» **AIM OF THE EXERCISE**
Set the listing down again exactly, please, apart from its pictures.

» **SUPPLIED INFORMATION**
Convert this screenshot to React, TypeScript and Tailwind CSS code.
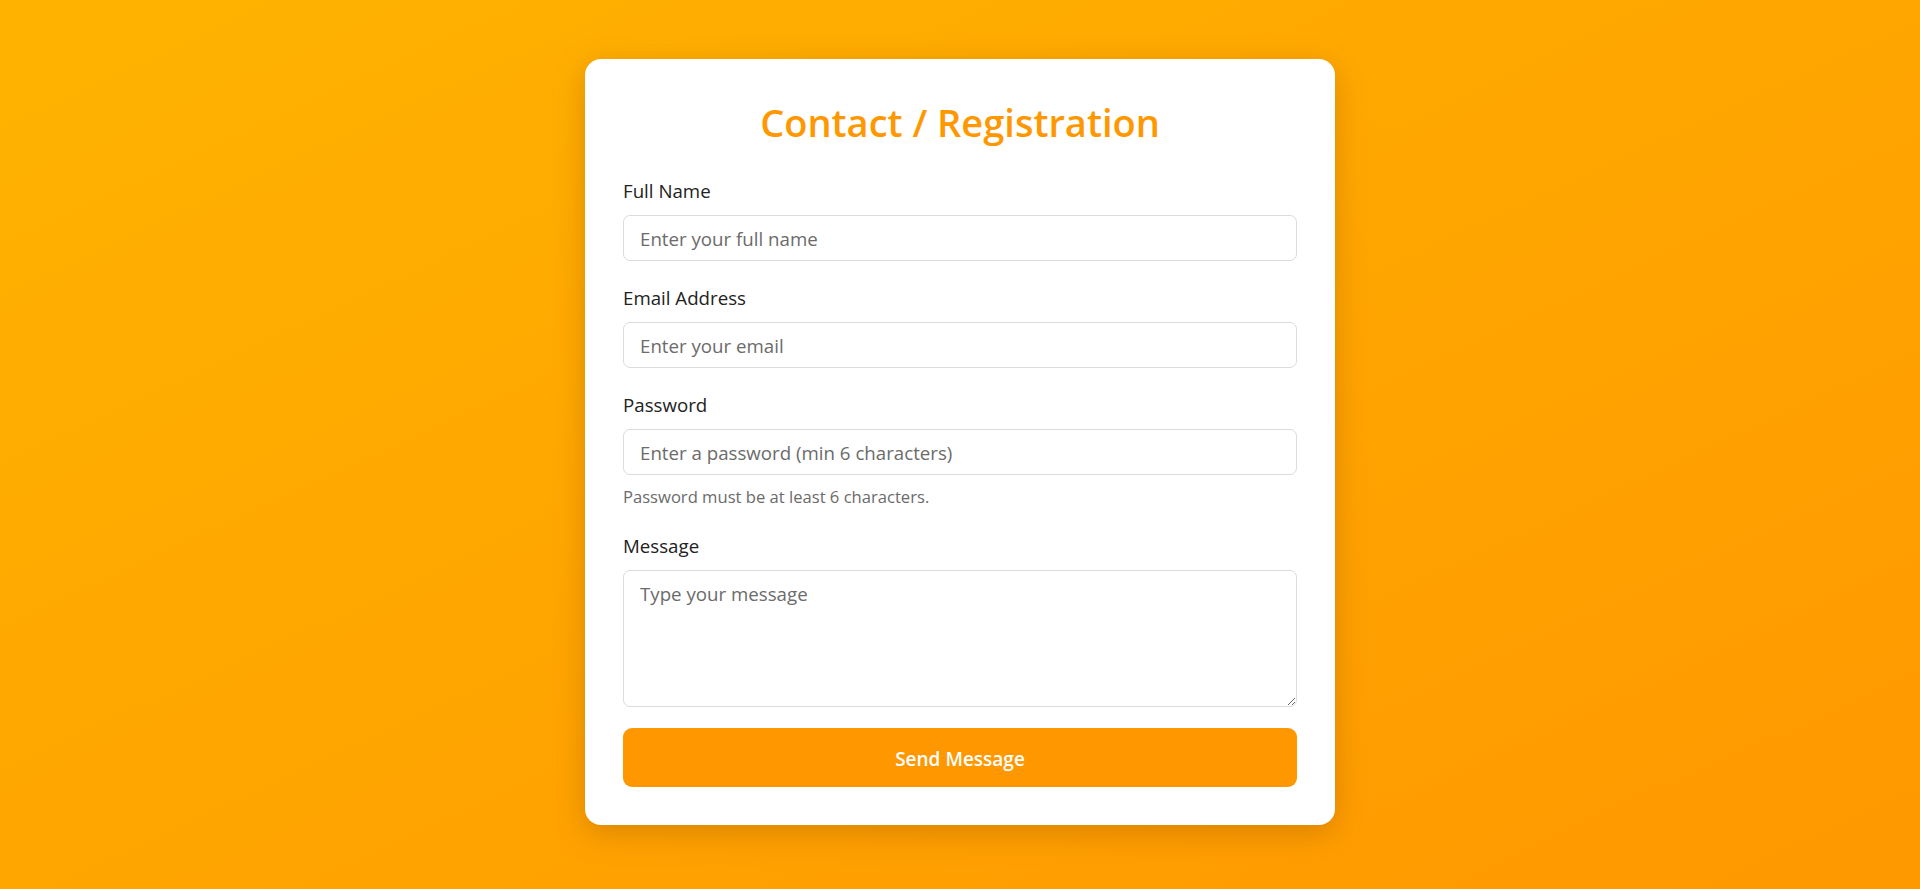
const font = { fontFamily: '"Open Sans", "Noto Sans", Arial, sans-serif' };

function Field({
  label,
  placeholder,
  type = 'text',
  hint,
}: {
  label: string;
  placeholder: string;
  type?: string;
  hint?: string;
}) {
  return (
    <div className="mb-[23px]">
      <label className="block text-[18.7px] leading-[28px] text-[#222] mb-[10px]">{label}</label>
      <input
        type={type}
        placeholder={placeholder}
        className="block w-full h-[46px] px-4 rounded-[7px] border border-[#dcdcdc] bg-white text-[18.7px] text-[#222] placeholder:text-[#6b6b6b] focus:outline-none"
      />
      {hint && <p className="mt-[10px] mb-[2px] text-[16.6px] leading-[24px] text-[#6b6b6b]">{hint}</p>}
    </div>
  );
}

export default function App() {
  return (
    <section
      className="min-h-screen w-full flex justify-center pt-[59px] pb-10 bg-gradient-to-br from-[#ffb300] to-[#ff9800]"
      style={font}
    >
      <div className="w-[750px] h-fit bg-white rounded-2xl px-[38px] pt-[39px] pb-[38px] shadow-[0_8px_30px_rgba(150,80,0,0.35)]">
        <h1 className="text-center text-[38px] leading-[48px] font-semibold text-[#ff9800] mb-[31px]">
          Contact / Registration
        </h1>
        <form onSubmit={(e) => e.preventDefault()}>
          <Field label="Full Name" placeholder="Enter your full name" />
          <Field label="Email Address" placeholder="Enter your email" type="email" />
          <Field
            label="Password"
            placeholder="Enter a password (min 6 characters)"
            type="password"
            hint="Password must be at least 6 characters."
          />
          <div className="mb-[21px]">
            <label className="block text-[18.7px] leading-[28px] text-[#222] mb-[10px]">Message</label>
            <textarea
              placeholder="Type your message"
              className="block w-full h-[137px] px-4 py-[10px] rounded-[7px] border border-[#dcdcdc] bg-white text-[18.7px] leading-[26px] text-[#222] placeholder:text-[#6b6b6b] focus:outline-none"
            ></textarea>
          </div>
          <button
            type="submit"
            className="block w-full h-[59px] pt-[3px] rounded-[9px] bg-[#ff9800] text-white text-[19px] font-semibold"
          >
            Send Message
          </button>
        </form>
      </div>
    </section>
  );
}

» **COMPLETE RESPONSE**
Convert this screenshot to React, TypeScript and Tailwind CSS code.
const font = { fontFamily: '"Open Sans", "Noto Sans", Arial, sans-serif' };

function Field({
  label,
  placeholder,
  type = 'text',
  hint,
}: {
  label: string;
  placeholder: string;
  type?: string;
  hint?: string;
}) {
  return (
    <div className="mb-[23px]">
      <label className="block text-[18.7px] leading-[28px] text-[#222] mb-[10px]">{label}</label>
      <input
        type={type}
        placeholder={placeholder}
        className="block w-full h-[46px] px-4 rounded-[7px] border border-[#dcdcdc] bg-white text-[18.7px] text-[#222] placeholder:text-[#6b6b6b] focus:outline-none"
      />
      {hint && <p className="mt-[10px] mb-[2px] text-[16.6px] leading-[24px] text-[#6b6b6b]">{hint}</p>}
    </div>
  );
}

export default function App() {
  return (
    <section
      className="min-h-screen w-full flex justify-center pt-[59px] pb-10 bg-gradient-to-br from-[#ffb300] to-[#ff9800]"
      style={font}
    >
      <div className="w-[750px] h-fit bg-white rounded-2xl px-[38px] pt-[39px] pb-[38px] shadow-[0_8px_30px_rgba(150,80,0,0.35)]">
        <h1 className="text-center text-[38px] leading-[48px] font-semibold text-[#ff9800] mb-[31px]">
          Contact / Registration
        </h1>
        <form onSubmit={(e) => e.preventDefault()}>
          <Field label="Full Name" placeholder="Enter your full name" />
          <Field label="Email Address" placeholder="Enter your email" type="email" />
          <Field
            label="Password"
            placeholder="Enter a password (min 6 characters)"
            type="password"
            hint="Password must be at least 6 characters."
          />
          <div className="mb-[21px]">
            <label className="block text-[18.7px] leading-[28px] text-[#222] mb-[10px]">Message</label>
            <textarea
              placeholder="Type your message"
              className="block w-full h-[137px] px-4 py-[10px] rounded-[7px] border border-[#dcdcdc] bg-white text-[18.7px] leading-[26px] text-[#222] placeholder:text-[#6b6b6b] focus:outline-none"
            ></textarea>
          </div>
          <button
            type="submit"
            className="block w-full h-[59px] pt-[3px] rounded-[9px] bg-[#ff9800] text-white text-[19px] font-semibold"
          >
            Send Message
          </button>
        </form>
      </div>
    </section>
  );
}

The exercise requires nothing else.